According to the Ansoff Matrix, which strategy involves targeting existing markets with existing products?
According to the Ansoff Matrix, a market penetration strategy involves targeting existing markets with existing products?
What is diversification in the Ansoff Matrix?
Diversification is a growth strategy in the Ansoff Matrix where a firm develops new products to target new markets.
True or False?
Apple's decision to develop services such as Apple TV is an example of market penetration.
True.
Apple's decision to develop services such as Apple TV is an example of diversification.
True or False?
Small firms often have the ability to respond quickly to changing customer needs and preferences.
True.
Small firms often have the ability to respond quickly to changing customer needs and preferences.

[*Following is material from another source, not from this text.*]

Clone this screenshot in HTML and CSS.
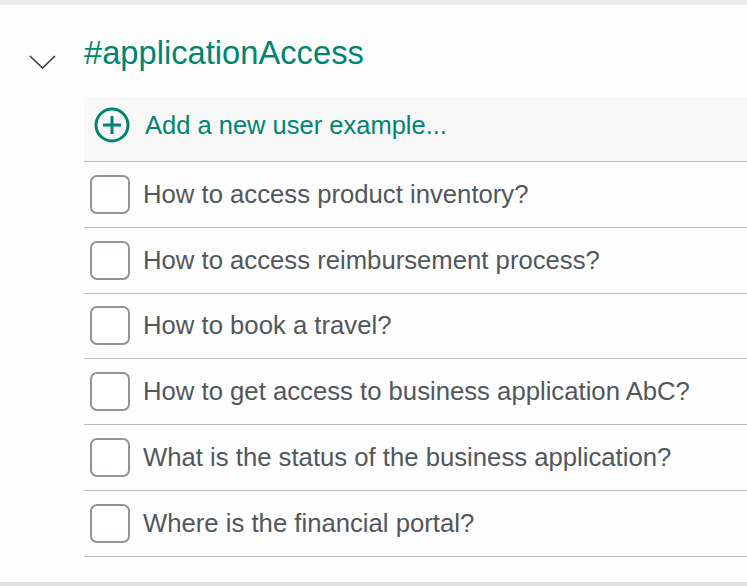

Define the term niche market.
A niche market is a small market segment with specific needs or preferences that are not being met by mainstream products or services.
State the meaning of the term satisficing.
Satisficing is when the owner's goal is not profit maximisation but rather an acceptable quality of life.
True or False?
Small firms offer a more personalised service.
True.
Small firms often offer a more personalised service and focus on building strong relationships with their customers.
What is the advantage of small firms targeting niche markets?
An advantage of small firms targeting niche markets is that they can target these markets profitably. They have relatively low overheads and do not need to achieve the volume of sales required by larger competitors.
Define the term diseconomies of scale.
Diseconomies of scale occur when a firm's average costs start to increase with increasing output.
True or False?
Developments in technology rarely benefit small firms.
False.
Developments in technology can work to the advantage of small firms . For example, the internet offers low cost access to global markets.
State the meaning of personalised service.
Personalised service means offering a tailored and individual approach to meeting a customer's needs. This can be provided through personal interactions and attention to specific preferences or requirements.